DITSHWANELO, further, urges the Government of Botswana to commit itself to not supporting the call for immunity for sitting Heads of State or Government. This is because ‘all human being are born free and equal in dignity and rights’. Equality before the law is necessary for the realisation of this principle. Based on our Tswana value of botho, it is clear that ensuring accountability from those who violate the human rights and dignity of others, including Heads of State, should be key in our governance agenda.

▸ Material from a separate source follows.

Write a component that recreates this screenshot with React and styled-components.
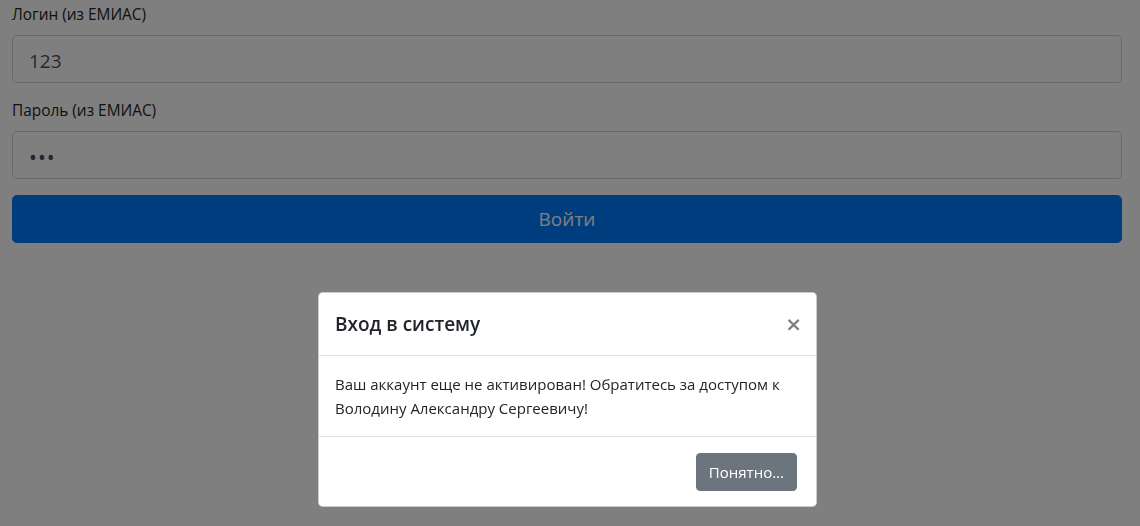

DITSHWANEO calls upon the Government of Botswana to show similar ethical leadership on the SADC Tribunal. Established in 2005 to ensure adherence to and proper interpretation of the SADC Treaty and related instruments, it was effectively suspended in 2010. This followed Tribunal decisions against Zimbabwe, following its controversial farm evictions policy which led to a number of violations of human rights by the Government of Zimbabwe, acting through its officials. The Tribunal granted access to citizens of the SADC region, as a court of appeal beyond our national courts. Disappointingly,  Botswana did not oppose the decision to suspend the SADC Tribunal, taken at the 2010 SADC Summit. A new Tribunal was to be constituted limited to the interpretation of the SADC Treaty and Protocols, relating only to disputes between Member States. In 2013 it was reported to have been completely disbanded (Mongudhi, Tileni, 10 October 2013).
DITSHWANELO believes that all are and should be truly equal in dignity and rights, not only in Botswana, in our southern African region and on our African continent, but also in our globalised world. Institutions established to protect our rights and to guard against impunity, ought to be supported.